Riconoscere il limite

di Francesco Zanotti

Ci crediamo onnipotenti. O in buona parte, tali. Viviamo, corriamo, sbraitiamo come se i nostri giorni non dovessero avere mai fine. Come se quanto accade attorno a noi dipendesse soltanto dal nostro adoperarci, dal nostro costante e faticoso lavoro di ogni giorno. Ci sentiamo come un dio, certo con la lettera minuscola, ma pur sempre persone importanti, invincibili, che non conoscono confini.

Poi, quando accade qualche imprevisto, rischiamo in brevissimo tempo di perdere ogni certezza. Lo smarrimento è dietro l’angolo. La paura, l’angoscia e la solitudine diventano compagne di viaggio di chi fino a quel momento pareva il padrone del mondo. Tutto si sgretola. Allora diventa difficilissimo orientarsi di nuovo in situazioni mai previste.

Faccio queste riflessioni non solo sull’onda emotiva del disastro aereo causato dal copilota della Germanwings, ma anche tenendo presente la strage compiuta da un 57enne italiano al tribunale di Milano giovedì della scorsa settimana. Due eventi per certi versi riconducibili al dramma vissuto da persone non più in grado di riconoscere le proprie responsabilità.

“È sempre colpa degli altri – ha scritto Marina Corradi nell’editoriale pubblicato in prima pagina da Avvenire sabato scorso -. La tragedia di Milano pare quella di un uomo che non ha mai saputo dire: mi dispiace, ho sbagliato. Un’abitudine, quella di sapersi guardare e riconoscere colpevoli che è alla base della pedagogia cristiana, ma da decenni è dimenticata”.

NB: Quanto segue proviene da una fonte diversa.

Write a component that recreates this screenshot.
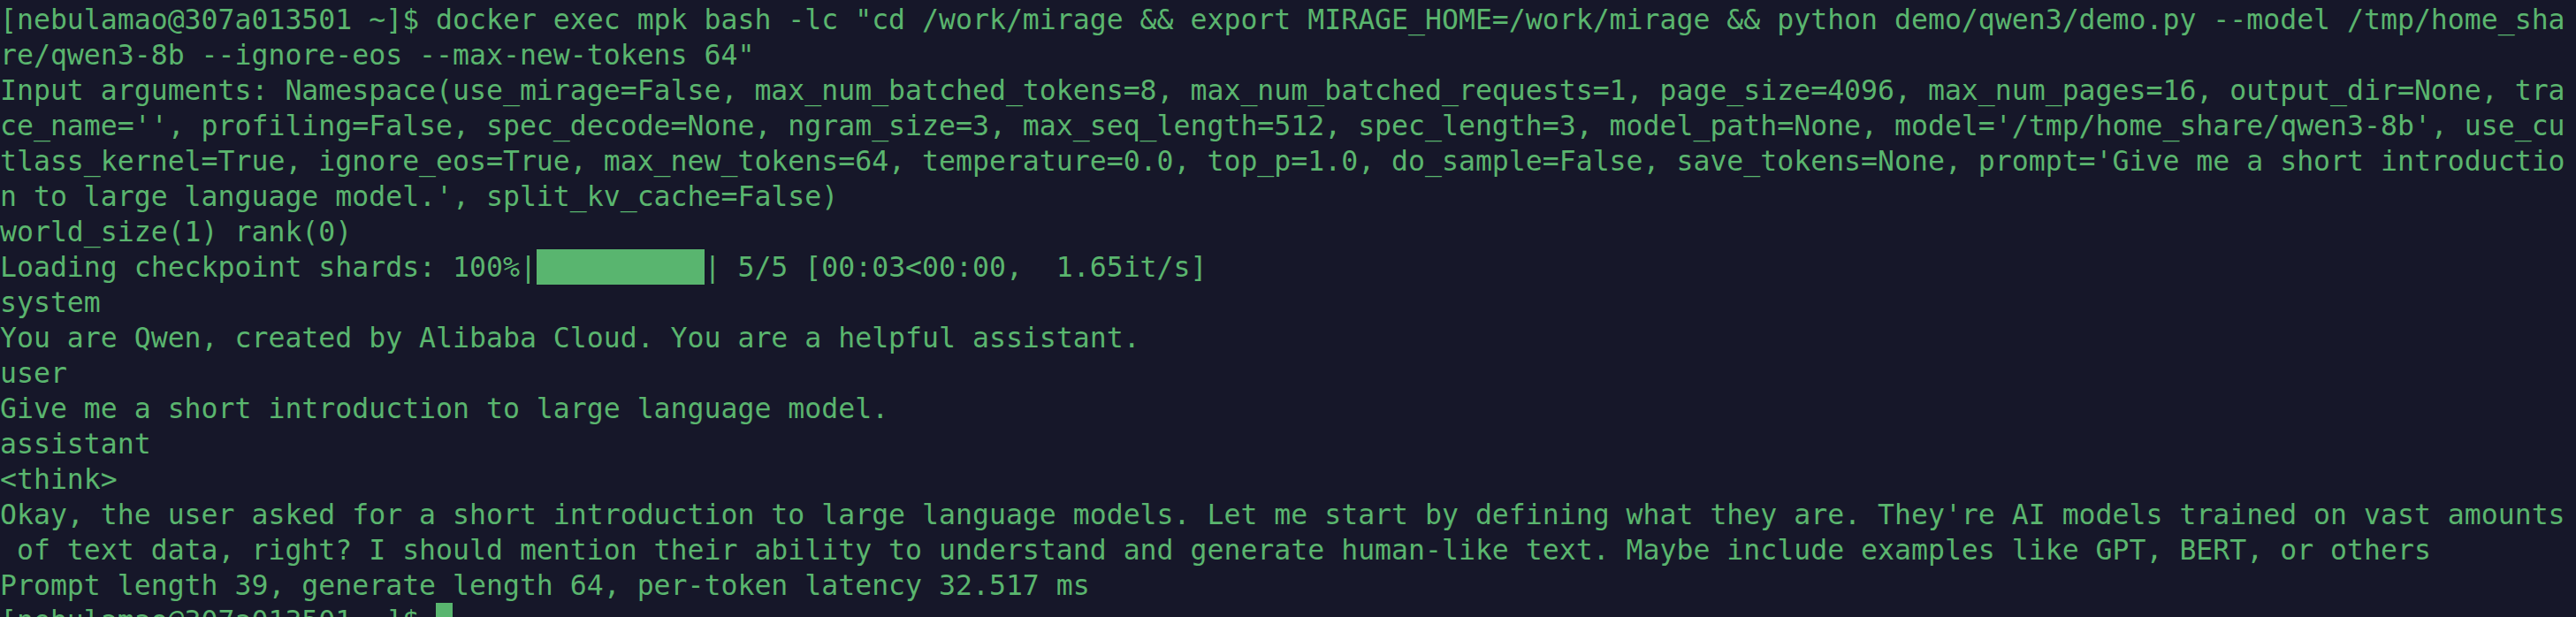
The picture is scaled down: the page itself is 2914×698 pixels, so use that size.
import React from 'react';

// Terminal session output, one entry per visual (already wrapped) row
const lines = [
  '[nebulamao@307a013501 ~]$ docker exec mpk bash -lc "cd /work/mirage && export MIRAGE_HOME=/work/mirage && python demo/qwen3/demo.py --model /tmp/home_sha',
  're/qwen3-8b --ignore-eos --max-new-tokens 64"',
  'Input arguments: Namespace(use_mirage=False, max_num_batched_tokens=8, max_num_batched_requests=1, page_size=4096, max_num_pages=16, output_dir=None, tra',
  "ce_name='', profiling=False, spec_decode=None, ngram_size=3, max_seq_length=512, spec_length=3, model_path=None, model='/tmp/home_share/qwen3-8b', use_cu",
  "tlass_kernel=True, ignore_eos=True, max_new_tokens=64, temperature=0.0, top_p=1.0, do_sample=False, save_tokens=None, prompt='Give me a short introductio",
  "n to large language model.', split_kv_cache=False)",
  'world_size(1) rank(0)',
  'PROGRESS',
  'system',
  'You are Qwen, created by Alibaba Cloud. You are a helpful assistant.',
  'user',
  'Give me a short introduction to large language model.',
  'assistant',
  '<think>',
  "Okay, the user asked for a short introduction to large language models. Let me start by defining what they are. They're AI models trained on vast amounts",
  ' of text data, right? I should mention their ability to understand and generate human-like text. Maybe include examples like GPT, BERT, or others',
  'Prompt length 39, generate length 64, per-token latency 32.517 ms',
  'PROMPT',
];

function Row({ text }) {
  if (text === 'PROGRESS') {
    return (
      <div className="h-[40px] whitespace-pre">
        <span>Loading checkpoint shards: 100%|</span>
        <span className="inline-block h-[40px] w-[10ch] bg-[#59b56f] align-top" />
        <span>| 5/5 [00:03&lt;00:00,  1.65it/s]</span>
      </div>
    );
  }
  if (text === 'PROMPT') {
    return (
      <div className="h-[40px] whitespace-pre">
        <span>[nebulamao@307a013501 ~]$ </span>
        <span className="inline-block h-[40px] w-[1ch] bg-[#59b56f] align-top" />
      </div>
    );
  }
  return <div className="h-[40px] whitespace-pre">{text}</div>;
}

export default function App() {
  return (
    <div
      className="w-[2914px] h-[698px] overflow-hidden bg-[#161729] pt-[2px] text-[31.5px] leading-[40px] text-[#5ab56e]"
      style={{ fontFamily: '"DejaVu Sans Mono", "Liberation Mono", monospace' }}
    >
      {lines.map((t, i) => (
        <Row key={i} text={t} />
      ))}
    </div>
  );
}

Ecco, mi pare stia proprio qui il punto. Oggi tutto è permesso. Non si devono più porre ostacoli a nulla e a nessuno. Ognuno fa ciò che si sente. Ci si sposa e poi ci si lascia con la stessa facilità. Anzi, ormai non ci si sposa più. Si sta insieme sulla base degli affetti. E se gli affetti vengono meno, non ci sono più ragioni per stare insieme. Si desidera un figlio a ogni costo, anche andando in affitto (è un eufemismo) di un utero da una donna che viene pagata per questo. Un assurdo, una nuova forma di schiavismo che quasi nessuno ha l’ardire di dichiarare apertamente.

Non si ha il coraggio di affrontare la realtà che a volte, si sa, può essere difficile e terribile, ma non può essere evitata. Invece ci ribelliamo e in alcuni casi (il rischio dell’emulazione è fortissimo) portiamo con noi nel baratro vittime inconsapevoli, come è accaduto nei cieli di Francia e nelle aule giudiziarie milanesi.

Accadrà ancora, se ciascuno di noi non riconoscerà il proprio limite, la propria appartenenza a un Altro, da cui dipendiamo sempre e comunque. Malgrado altri, con la ‘a’ minuscola, vogliano farci credere il contrario.